• Short exercise
Give the data below again exactly as it stands. Omit the pictures.

• Material
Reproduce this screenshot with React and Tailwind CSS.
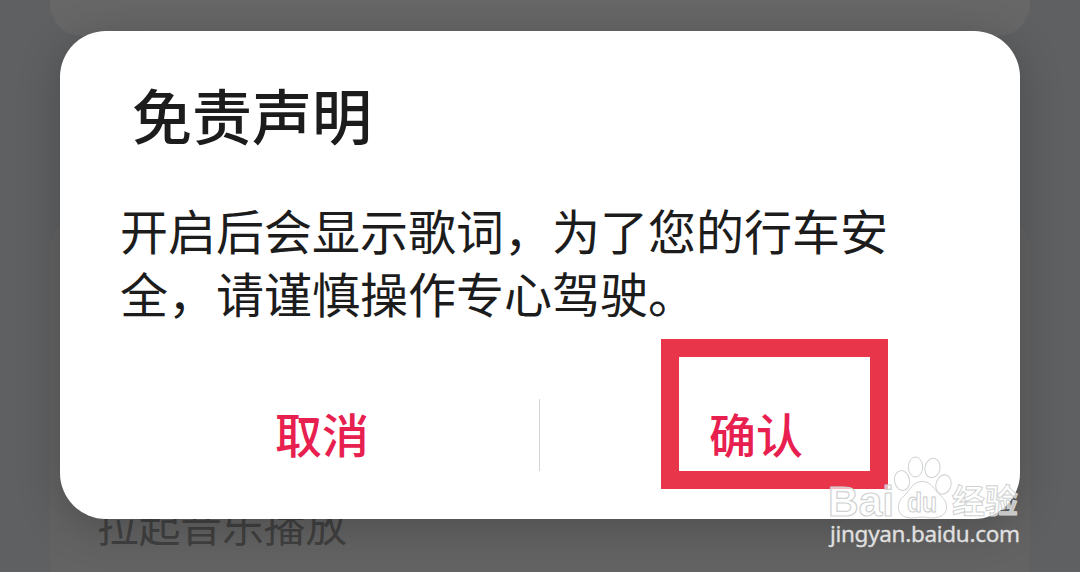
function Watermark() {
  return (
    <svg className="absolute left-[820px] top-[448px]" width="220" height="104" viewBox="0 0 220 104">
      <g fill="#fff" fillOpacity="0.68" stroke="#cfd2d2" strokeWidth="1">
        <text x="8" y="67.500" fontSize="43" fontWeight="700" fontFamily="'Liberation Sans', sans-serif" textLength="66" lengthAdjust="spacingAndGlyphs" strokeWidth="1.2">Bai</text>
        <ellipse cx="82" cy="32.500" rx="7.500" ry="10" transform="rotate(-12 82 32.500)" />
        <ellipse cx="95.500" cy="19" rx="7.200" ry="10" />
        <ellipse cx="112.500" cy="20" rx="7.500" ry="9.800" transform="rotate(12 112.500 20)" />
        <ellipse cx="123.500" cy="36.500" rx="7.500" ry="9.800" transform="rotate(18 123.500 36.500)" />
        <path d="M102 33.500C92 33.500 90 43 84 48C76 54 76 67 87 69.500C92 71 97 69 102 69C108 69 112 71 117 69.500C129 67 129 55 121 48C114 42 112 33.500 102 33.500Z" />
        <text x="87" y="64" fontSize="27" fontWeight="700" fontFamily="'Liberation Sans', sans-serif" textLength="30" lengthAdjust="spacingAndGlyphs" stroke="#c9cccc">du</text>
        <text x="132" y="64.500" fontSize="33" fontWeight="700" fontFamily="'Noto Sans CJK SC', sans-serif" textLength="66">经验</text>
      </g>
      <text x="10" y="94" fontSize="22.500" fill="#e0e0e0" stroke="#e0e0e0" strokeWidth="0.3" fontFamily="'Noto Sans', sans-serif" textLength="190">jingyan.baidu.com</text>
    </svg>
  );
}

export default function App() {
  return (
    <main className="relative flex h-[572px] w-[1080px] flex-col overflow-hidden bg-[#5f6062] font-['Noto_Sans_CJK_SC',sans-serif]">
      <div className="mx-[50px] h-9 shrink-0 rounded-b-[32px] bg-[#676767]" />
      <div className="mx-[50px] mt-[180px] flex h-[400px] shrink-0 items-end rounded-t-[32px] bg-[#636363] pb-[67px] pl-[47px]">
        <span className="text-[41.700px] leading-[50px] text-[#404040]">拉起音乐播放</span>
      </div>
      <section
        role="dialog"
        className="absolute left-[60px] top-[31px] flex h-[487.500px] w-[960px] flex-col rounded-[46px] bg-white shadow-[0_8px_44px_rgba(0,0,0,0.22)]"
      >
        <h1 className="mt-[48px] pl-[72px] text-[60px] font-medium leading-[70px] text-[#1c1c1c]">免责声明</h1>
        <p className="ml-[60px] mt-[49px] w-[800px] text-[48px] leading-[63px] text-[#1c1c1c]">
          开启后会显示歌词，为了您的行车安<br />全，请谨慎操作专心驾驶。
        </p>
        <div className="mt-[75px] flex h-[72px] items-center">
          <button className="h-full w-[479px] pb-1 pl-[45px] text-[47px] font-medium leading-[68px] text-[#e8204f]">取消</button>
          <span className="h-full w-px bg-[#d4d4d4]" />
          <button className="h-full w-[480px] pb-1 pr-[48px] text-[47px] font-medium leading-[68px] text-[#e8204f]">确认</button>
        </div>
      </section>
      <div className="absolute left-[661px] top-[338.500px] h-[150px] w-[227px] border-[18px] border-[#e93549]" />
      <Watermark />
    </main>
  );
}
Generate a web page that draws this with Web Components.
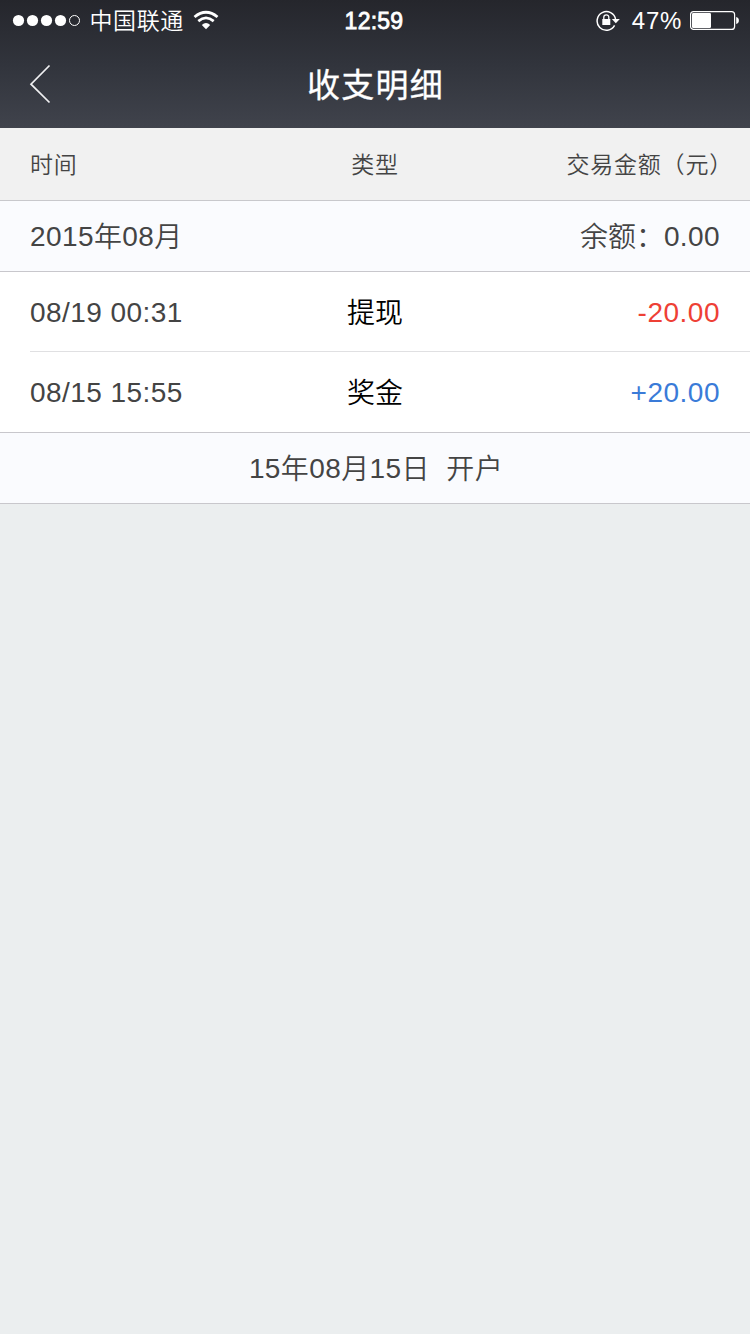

• Answer in full
Reproduce this screenshot with React and Tailwind CSS.
function Watermark() {
  return (
    <svg className="absolute left-[820px] top-[448px]" width="220" height="104" viewBox="0 0 220 104">
      <g fill="#fff" fillOpacity="0.68" stroke="#cfd2d2" strokeWidth="1">
        <text x="8" y="67.500" fontSize="43" fontWeight="700" fontFamily="'Liberation Sans', sans-serif" textLength="66" lengthAdjust="spacingAndGlyphs" strokeWidth="1.2">Bai</text>
        <ellipse cx="82" cy="32.500" rx="7.500" ry="10" transform="rotate(-12 82 32.500)" />
        <ellipse cx="95.500" cy="19" rx="7.200" ry="10" />
        <ellipse cx="112.500" cy="20" rx="7.500" ry="9.800" transform="rotate(12 112.500 20)" />
        <ellipse cx="123.500" cy="36.500" rx="7.500" ry="9.800" transform="rotate(18 123.500 36.500)" />
        <path d="M102 33.500C92 33.500 90 43 84 48C76 54 76 67 87 69.500C92 71 97 69 102 69C108 69 112 71 117 69.500C129 67 129 55 121 48C114 42 112 33.500 102 33.500Z" />
        <text x="87" y="64" fontSize="27" fontWeight="700" fontFamily="'Liberation Sans', sans-serif" textLength="30" lengthAdjust="spacingAndGlyphs" stroke="#c9cccc">du</text>
        <text x="132" y="64.500" fontSize="33" fontWeight="700" fontFamily="'Noto Sans CJK SC', sans-serif" textLength="66">经验</text>
      </g>
      <text x="10" y="94" fontSize="22.500" fill="#e0e0e0" stroke="#e0e0e0" strokeWidth="0.3" fontFamily="'Noto Sans', sans-serif" textLength="190">jingyan.baidu.com</text>
    </svg>
  );
}

export default function App() {
  return (
    <main className="relative flex h-[572px] w-[1080px] flex-col overflow-hidden bg-[#5f6062] font-['Noto_Sans_CJK_SC',sans-serif]">
      <div className="mx-[50px] h-9 shrink-0 rounded-b-[32px] bg-[#676767]" />
      <div className="mx-[50px] mt-[180px] flex h-[400px] shrink-0 items-end rounded-t-[32px] bg-[#636363] pb-[67px] pl-[47px]">
        <span className="text-[41.700px] leading-[50px] text-[#404040]">拉起音乐播放</span>
      </div>
      <section
        role="dialog"
        className="absolute left-[60px] top-[31px] flex h-[487.500px] w-[960px] flex-col rounded-[46px] bg-white shadow-[0_8px_44px_rgba(0,0,0,0.22)]"
      >
        <h1 className="mt-[48px] pl-[72px] text-[60px] font-medium leading-[70px] text-[#1c1c1c]">免责声明</h1>
        <p className="ml-[60px] mt-[49px] w-[800px] text-[48px] leading-[63px] text-[#1c1c1c]">
          开启后会显示歌词，为了您的行车安<br />全，请谨慎操作专心驾驶。
        </p>
        <div className="mt-[75px] flex h-[72px] items-center">
          <button className="h-full w-[479px] pb-1 pl-[45px] text-[47px] font-medium leading-[68px] text-[#e8204f]">取消</button>
          <span className="h-full w-px bg-[#d4d4d4]" />
          <button className="h-full w-[480px] pb-1 pr-[48px] text-[47px] font-medium leading-[68px] text-[#e8204f]">确认</button>
        </div>
      </section>
      <div className="absolute left-[661px] top-[338.500px] h-[150px] w-[227px] border-[18px] border-[#e93549]" />
      <Watermark />
    </main>
  );
}
Generate a web page that draws this with Web Components.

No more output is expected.